Requirement — Pull every line that holds the word "React" from the entries.

(Code that builds pages)

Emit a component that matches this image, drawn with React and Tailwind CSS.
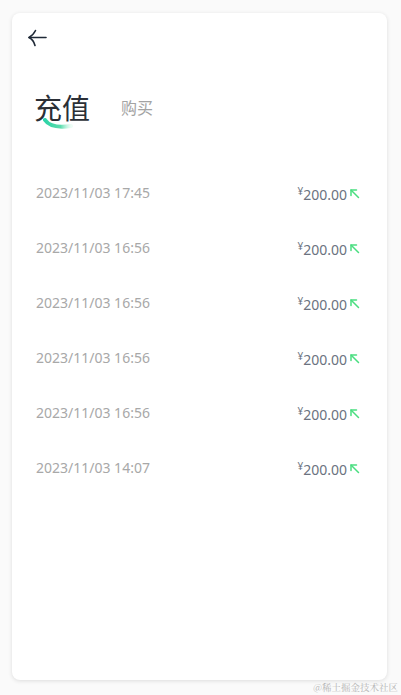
import React, { useState } from "react";

const records = [
  { time: "2023/11/03 17:45", amount: "200.00" },
  { time: "2023/11/03 16:56", amount: "200.00" },
  { time: "2023/11/03 16:56", amount: "200.00" },
  { time: "2023/11/03 16:56", amount: "200.00" },
  { time: "2023/11/03 16:56", amount: "200.00" },
  { time: "2023/11/03 14:07", amount: "200.00" },
];

const font = { fontFamily: '"Noto Sans", "Noto Sans CJK SC", sans-serif' };

const BackIcon = () => (
  <svg width="20" height="18" viewBox="0 0 20 18" fill="none">
    <path d="M2 8.5H19" stroke="#1f2937" strokeWidth="1.6" strokeLinecap="round" />
    <path
      d="M8.5 1.5C7 4.5 5 7 2 8.5C5 10 7 12.5 8 16.5"
      stroke="#1f2937"
      strokeWidth="1.6"
      strokeLinecap="round"
      strokeLinejoin="round"
    />
  </svg>
);

const InIcon = () => (
  <svg width="11" height="11" viewBox="0 0 11 11" fill="none">
    <path d="M2 2L9.5 9.5" stroke="#4ade80" strokeWidth="1.5" strokeLinecap="round" />
    <path d="M2 7.5V2H7.5" stroke="#4ade80" strokeWidth="1.5" strokeLinecap="round" strokeLinejoin="round" />
  </svg>
);

const Swoosh = () => (
  <svg className="absolute left-[9px] top-[24px]" width="30" height="12" viewBox="0 0 30 12" fill="none">
    <defs>
      <linearGradient id="sw" x1="0" y1="0" x2="1" y2="0">
        <stop offset="0" stopColor="#2dd4a7" />
        <stop offset="0.6" stopColor="#34d399" stopOpacity="0.8" />
        <stop offset="1" stopColor="#a7f3d0" stopOpacity="0.2" />
      </linearGradient>
    </defs>
    <path d="M2 2C6 8 14 10 28 8" stroke="url(#sw)" strokeWidth="4" strokeLinecap="round" />
  </svg>
);

export default function App() {
  const [tab, setTab] = useState("recharge");

  return (
    <div className="min-h-[695px] bg-[#fafafa] pl-[12px] pt-[13px] relative" style={font}>
      <div className="w-[375px] h-[667px] bg-white rounded-[8px] shadow-[0_1px_4px_rgba(0,0,0,0.12)] flex flex-col">
        <div className="pl-[15px] pt-[16px]">
          <button className="block">
            <BackIcon />
          </button>
        </div>

        <div className="flex items-end gap-[31px] pl-[22px] pt-[47px]">
          <button onClick={() => setTab("recharge")} className="relative leading-none">
            <span className={tab === "recharge" ? "text-[28px] text-[#2b2f36]" : "text-[16px] text-[#a3a3a3]"}>
              充值
            </span>
            {tab === "recharge" && <Swoosh />}
          </button>
          <button onClick={() => setTab("buy")} className="relative leading-none pb-[6px]">
            <span className={tab === "buy" ? "text-[28px] text-[#2b2f36]" : "text-[16px] text-[#a3a3a3]"}>
              购买
            </span>
            {tab === "buy" && <Swoosh />}
          </button>
        </div>

        <div className="flex flex-col pt-[43px] pl-[24px] pr-[27px]">
          {records.map((r, i) => (
            <div key={i} className="flex items-center justify-between h-[55px]">
              <span className="text-[14px] text-[#a8a8a8]">{r.time}</span>
              <span className="flex items-start">
                <span className="text-[10px] text-[#6b7280] leading-none mt-[2px]">¥</span>
                <span className="text-[14px] text-[#6b7280] leading-none mt-[4px]">{r.amount}</span>
                <span className="ml-[2px] mt-[4px]">
                  <InIcon />
                </span>
              </span>
            </div>
          ))}
        </div>
      </div>
      <div
        className="absolute right-[3px] bottom-[3px] text-[9.5px] text-[#b5b5b5] leading-none"
        style={{ fontFamily: '"Noto Serif CJK SC", "Noto Sans CJK SC", serif' }}
      >
        @稀土掘金技术社区
      </div>
    </div>
  );
}
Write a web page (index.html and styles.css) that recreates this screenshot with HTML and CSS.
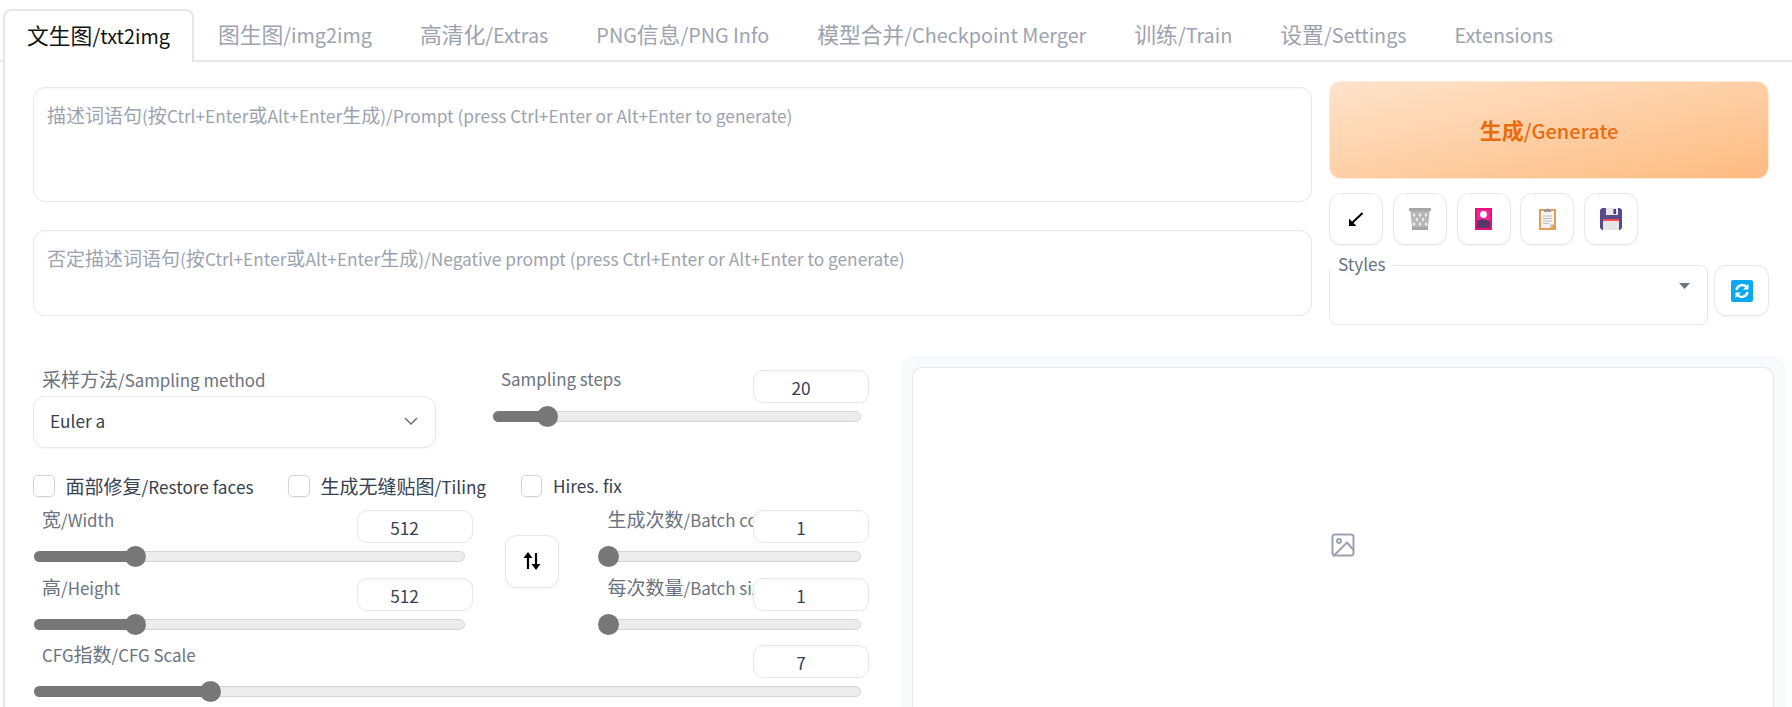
FILE: index.html
```html
<!DOCTYPE html>
<html lang="zh-CN">
<head>
  <meta charset="UTF-8" />
  <title>Stable Diffusion WebUI</title>
  <link rel="stylesheet" href="styles.css">
</head>
<body>

  <!-- Tabs -->
  <div class="tabs">
    <button class="tab active"><span class="zh">文生图</span>/txt2img</button>
    <button class="tab"><span class="zh">图生图</span>/img2img</button>
    <button class="tab"><span class="zh">高清化</span>/Extras</button>
    <button class="tab">PNG<span class="zh">信息</span>/PNG Info</button>
    <button class="tab"><span class="zh">模型合并</span>/Checkpoint Merger</button>
    <button class="tab"><span class="zh">训练</span>/Train</button>
    <button class="tab"><span class="zh">设置</span>/Settings</button>
    <button class="tab tab-last">Extensions</button>
  </div>

  <div class="panel">

    <!-- Prompts and generate -->
    <div class="top-row">
      <div class="prompts">
        <div class="prompt-box prompt-main"><span class="zh">描述词语句</span>(<span class="zh">按</span>Ctrl+Enter<span class="zh">或</span>Alt+Enter<span class="zh">生成</span>)/Prompt (press Ctrl+Enter or Alt+Enter to generate)</div>
        <div class="prompt-box prompt-neg"><span class="zh">否定描述词语句</span>(<span class="zh">按</span>Ctrl+Enter<span class="zh">或</span>Alt+Enter<span class="zh">生成</span>)/Negative prompt (press Ctrl+Enter or Alt+Enter to generate)</div>
      </div>
      <div class="actions">
        <button class="generate-btn"><span class="zh">生成</span>/Generate</button>
        <div class="tool-row">
          <button class="tool-btn">
            <svg width="14" height="14" viewBox="0 0 14 14"><path d="M13.500 1 3 11" stroke="#000" stroke-width="2" fill="none"/><path d="M0 14V6.500L7.500 14Z" fill="#000"/></svg>
          </button>
          <button class="tool-btn">
            <svg width="22" height="22" viewBox="0 0 22 22">
              <path d="M1.500 3h19L19 19H3Z" fill="#b4b4b4"/>
              <path d="M0 0h22v3H0zM3 19h16v3H3z" fill="#a6a6a6"/>
              <path d="M5 4.500l1.500 2.500L5 9.500 3.500 7zM11 4.500l1.500 2.500-1.500 2.500L9.500 7zM17 4.500l1.500 2.500-1.500 2.500L15.500 7zM8 9l1.500 2.500L8 14l-1.500-2.500zM14 9l1.500 2.500L14 14l-1.500-2.500zM5 13.500l1.500 2.500L5 18.500 3.500 16zM11 13.500l1.500 2.500-1.500 2.500L9.500 16zM17 13.500l1.500 2.500-1.500 2.500-1.500-2.500z" fill="#eaeaea"/>
            </svg>
          </button>
          <button class="tool-btn">
            <svg width="17" height="22" viewBox="0 0 17 22">
              <rect width="17" height="22" fill="#e6117f"/>
              <rect x="2" y="2" width="13" height="18" fill="#f0259a"/>
              <path d="M2 13l5-2 8 2v7H2z" fill="#573767"/>
              <circle cx="8.500" cy="6.500" r="3.400" fill="#fff"/>
            </svg>
          </button>
          <button class="tool-btn">
            <svg width="17" height="22" viewBox="0 0 17 22">
              <rect y="1" width="17" height="21" fill="#e39d52"/>
              <path d="M2 3h13v13l-4 4H2z" fill="#f4f4f4"/>
              <path d="M11 20v-4h4z" fill="#cfcfcf"/>
              <path d="M4 8h9M4 10.500h9M4 13h9M4 15.500h6" stroke="#bbb" stroke-width="1"/>
              <path d="M5 1.500h2.500L8.500 0l1 1.500H12V4H5z" fill="#9a9a9a"/>
            </svg>
          </button>
          <button class="tool-btn">
            <svg width="22" height="22" viewBox="0 0 22 22">
              <path d="M2 0h18l2 2v18l-2 2H2l-2-2V2z" fill="#5a4a8c"/>
              <rect x="6" y="0" width="12" height="7" fill="#e8e8e8"/>
              <rect x="13.500" y="1" width="2.500" height="5" fill="#4b3f78"/>
              <rect x="3" y="11" width="16" height="11" fill="#e6e6e6"/>
              <rect x="3" y="11" width="16" height="2" fill="#f2514f"/>
            </svg>
          </button>
        </div>
        <div class="styles-row">
          <div class="styles-box">
            <span class="styles-label">Styles</span>
            <svg class="styles-caret" width="11" height="6" viewBox="0 0 11 6"><path d="M0 0h11L5.500 6z" fill="#6b7280"/></svg>
          </div>
          <button class="tool-btn refresh-btn">
            <svg width="22" height="22" viewBox="0 0 22 22">
              <rect width="22" height="22" rx="2" fill="#0aa8ee"/>
              <path d="M5.500 10a5.800 5.800 0 0 1 10-3" stroke="#fff" stroke-width="2.400" fill="none"/>
              <path d="M17.500 4v5.500H12z" fill="#fff"/>
              <path d="M16.500 12a5.800 5.800 0 0 1-10 3" stroke="#fff" stroke-width="2.400" fill="none"/>
              <path d="M4.500 18v-5.500H10z" fill="#fff"/>
            </svg>
          </button>
        </div>
      </div>
    </div>

    <!-- Settings and preview -->
    <div class="bottom-row">
      <div class="settings">
        <div class="sampler-row">
          <div class="sampler">
            <div class="field-label"><span class="zh">采样方法</span>/Sampling method</div>
            <div class="select-box">
              <span>Euler a</span>
              <svg width="14" height="8" viewBox="0 0 14 8"><path d="M1 1l6 6 6-6" stroke="#6b7280" stroke-width="1.500" fill="none"/></svg>
            </div>
          </div>
          <div class="slider steps">
            <div class="slider-head"><span class="slider-label">Sampling steps</span><span class="num">20</span></div>
            <div class="track"><div class="fill" style="width: 54px"></div></div>
          </div>
        </div>

        <div class="check-row">
          <label class="check c1"><span class="box"></span><span><span class="zh">面部修复</span>/Restore faces</span></label>
          <label class="check c2"><span class="box"></span><span><span class="zh">生成无缝贴图</span>/Tiling</span></label>
          <label class="check"><span class="box"></span>Hires. fix</label>
        </div>

        <div class="size-row">
          <div class="size-col">
            <div class="slider">
              <div class="slider-head"><span class="slider-label"><span class="zh">宽</span>/Width</span><span class="num">512</span></div>
              <div class="track"><div class="fill" style="width: 101px"></div></div>
            </div>
            <div class="slider">
              <div class="slider-head"><span class="slider-label"><span class="zh">高</span>/Height</span><span class="num">512</span></div>
              <div class="track"><div class="fill" style="width: 101px"></div></div>
            </div>
          </div>
          <button class="tool-btn swap-btn">
            <svg width="18" height="18" viewBox="0 0 18 18">
              <path d="M5 17V3" stroke="#000" stroke-width="2.200" fill="none"/><path d="M5 0l4.500 6h-9z" fill="#000"/>
              <path d="M13 1v14" stroke="#000" stroke-width="2.200" fill="none"/><path d="M13 18l-4.500-6h9z" fill="#000"/>
            </svg>
          </button>
          <div class="batch-col">
            <div class="slider">
              <div class="slider-head"><span class="slider-label"><span class="zh">生成次数</span>/Batch count</span><span class="num">1</span></div>
              <div class="track"><div class="fill" style="width: 10px"></div></div>
            </div>
            <div class="slider">
              <div class="slider-head"><span class="slider-label"><span class="zh">每次数量</span>/Batch size</span><span class="num">1</span></div>
              <div class="track"><div class="fill" style="width: 10px"></div></div>
            </div>
          </div>
        </div>

        <div class="slider cfg">
          <div class="slider-head"><span class="slider-label">CFG<span class="zh">指数</span>/CFG Scale</span><span class="num">7</span></div>
          <div class="track"><div class="fill" style="width: 176px"></div></div>
        </div>
      </div>

      <div class="preview">
        <div class="preview-inner">
          <svg width="24" height="24" viewBox="0 0 24 24" fill="none" stroke="#9ca3af" stroke-width="2" stroke-linecap="round" stroke-linejoin="round">
            <rect x="1.500" y="1.500" width="21" height="21" rx="2.500"/>
            <circle cx="8" cy="8" r="2"/>
            <path d="M22.500 17 16 9.500 3 22.500"/>
          </svg>
        </div>
      </div>
    </div>
  </div>

</body>
</html>
```

FILE: styles.css
```css
* {
  box-sizing: border-box;
}
html, body {
  margin: 0;
  height: 707px;
  overflow: hidden;
}
body {
  background: #fff;
  font-family: "Noto Sans CJK SC", "Noto Sans", sans-serif;
  font-size: 17.200px;
  color: #374151;
}
button {
  font-family: inherit;
  background: #fff;
  padding: 0;
  cursor: pointer;
}
/* chinese glyphs sit larger than the latin next to them */
.zh {
  font-size: 19px;
}

/* tabs */
.tabs {
  display: flex;
  height: 62px;
  padding: 9px 0 0 3px;
  border-bottom: 2px solid #e5e7eb;
}
.tab {
  height: 51px;
  padding: 0 24px 2px;
  border: 0;
  font-size: 19.800px;
  color: #9ca3af;
  white-space: nowrap;
}
.tab .zh {
  font-size: 21.800px;
}
.tab.active {
  height: 53px;
  color: #111;
  border: 2px solid #e5e7eb;
  border-bottom: 0;
  border-radius: 8px 8px 0 0;
  padding: 0 22px 4px;
}
.tab-last {
  padding-bottom: 0;
}

.panel {
  height: 645px;
  margin-left: 3px;
  padding: 19px 23px 0 28px;
  border-left: 2px solid #e5e7eb;
}

/* prompts */
.top-row {
  display: flex;
  gap: 17.500px;
}
.prompts {
  flex: 1;
  padding-top: 6px;
}
.prompt-box {
  border: 1px solid #e5e7eb;
  border-radius: 12px;
  padding: 15px 13px;
  font-size: 17.300px;
  color: #9ca3af;
  line-height: 24px;
  white-space: nowrap;
  box-shadow: inset 0 1px 2px rgba(0, 0, 0, 0.03);
}
.prompt-main {
  height: 115px;
  margin-bottom: 28px;
}
.prompt-neg {
  height: 86px;
}

/* generate column */
.actions {
  width: 440px;
  flex: none;
}
.generate-btn {
  display: block;
  width: 100%;
  height: 98px;
  padding-bottom: 2px;
  border: 1px solid #fde8d3;
  border-radius: 12px;
  background: linear-gradient(to bottom right, #fee3cb, #fdbb80);
  color: #ea6c0a;
  font-size: 20px;
  font-weight: 500;
}
.generate-btn .zh {
  font-size: 22px;
  font-weight: 700;
}
.tool-row {
  display: flex;
  gap: 9.800px;
  margin-top: 14px;
}
.tool-btn {
  display: flex;
  align-items: center;
  justify-content: center;
  width: 54px;
  height: 52px;
  border: 1px solid #e5e7eb;
  border-radius: 12px;
  box-shadow: 0 1px 2px rgba(0, 0, 0, 0.05);
  flex: none;
}
.styles-row {
  display: flex;
  gap: 6.500px;
  margin-top: 20px;
}
.styles-box {
  position: relative;
  width: 378.500px;
  height: 60px;
  border: 1px solid #e5e7eb;
  border-radius: 8px;
}
.styles-label {
  position: absolute;
  top: -13px;
  left: 1px;
  padding: 0 7px;
  background: #fff;
  color: #6b7280;
  line-height: 22px;
}
.styles-caret {
  position: absolute;
  top: 17px;
  right: 17px;
}
.refresh-btn {
  width: 55px;
  height: 51px;
}

/* settings */
.bottom-row {
  display: flex;
  gap: 32px;
  margin-top: 31px;
}
.settings {
  width: 836px;
  flex: none;
}
.sampler-row {
  display: flex;
  gap: 56.500px;
}
.sampler {
  width: 402.500px;
  padding-top: 12px;
}
.field-label {
  padding-left: 9px;
  margin-bottom: 5px;
  font-size: 16.900px;
  color: #6b7280;
  line-height: 22px;
  white-space: nowrap;
}
.select-box {
  display: flex;
  align-items: center;
  justify-content: space-between;
  height: 52px;
  padding: 0 17px 3px 16px;
  border: 1px solid #e5e7eb;
  border-radius: 12px;
  box-shadow: 0 1px 2px rgba(0, 0, 0, 0.04);
}
.slider {
  margin-bottom: 15.500px;
}
.steps {
  flex: 1;
  margin: 14px 0 0;
}
.cfg {
  margin-bottom: 0;
}
.slider-head {
  display: flex;
  height: 33px;
}
.slider-label {
  flex: 1;
  min-width: 0;
  height: 32px;
  margin-top: -5px;
  padding-left: 9px;
  overflow: hidden;
  white-space: nowrap;
  font-size: 16.900px;
  color: #6b7280;
  line-height: 28px;
}
.num {
  flex: none;
  width: 116px;
  height: 33px;
  padding-right: 20px;
  border: 1px solid #e5e7eb;
  border-radius: 10px;
  background: #fff;
  text-align: center;
  line-height: 33px;
  box-shadow: inset 0 1px 2px rgba(0, 0, 0, 0.03);
}
.track {
  position: relative;
  height: 11px;
  margin: 8px 8px 0 1px;
  border: 1px solid #d4d4d4;
  border-radius: 6px;
  background: #ececec;
}
.fill {
  position: relative;
  height: 11px;
  margin: -1px 0 0 -1px;
  border-radius: 6px 0 0 6px;
  background: #777;
}
.fill::after {
  content: "";
  position: absolute;
  top: -5px;
  right: -10.500px;
  width: 21px;
  height: 21px;
  border-radius: 50%;
  background: #777;
}

/* checkboxes */
.check-row {
  display: flex;
  margin-top: 27px;
  height: 21.500px;
}
.check {
  display: flex;
  align-items: center;
  gap: 11px;
  white-space: nowrap;
}
.c1 {
  width: 255px;
}
.c2 {
  width: 232.500px;
}
.box {
  width: 21.500px;
  height: 21.500px;
  border: 1px solid #d1d5db;
  border-radius: 5px;
  box-shadow: 0 1px 2px rgba(0, 0, 0, 0.05);
}

/* size sliders */
.size-row {
  display: flex;
  margin-top: 13.500px;
}
.size-col {
  width: 439.500px;
  flex: none;
}
.swap-btn {
  height: 52.500px;
  margin: 25px 38.500px 0 32.500px;
}
.batch-col {
  flex: 1;
  min-width: 0;
}
.batch-col .slider-label {
  padding-left: 10px;
}

/* preview */
.preview {
  width: 884px;
  flex: none;
  height: 351px;
  padding: 11px 11px 0;
  background: #f9fafb;
  border-radius: 12px 12px 0 0;
}
.preview-inner {
  display: flex;
  justify-content: center;
  padding-top: 165px;
  height: 340px;
  background: #fff;
  border: 1px solid #e5e7eb;
  border-bottom: 0;
  border-radius: 10px 10px 0 0;
}
```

Solution for this exercise —
Emit a component that matches this image, drawn with React and Tailwind CSS.
import React, { useState } from "react";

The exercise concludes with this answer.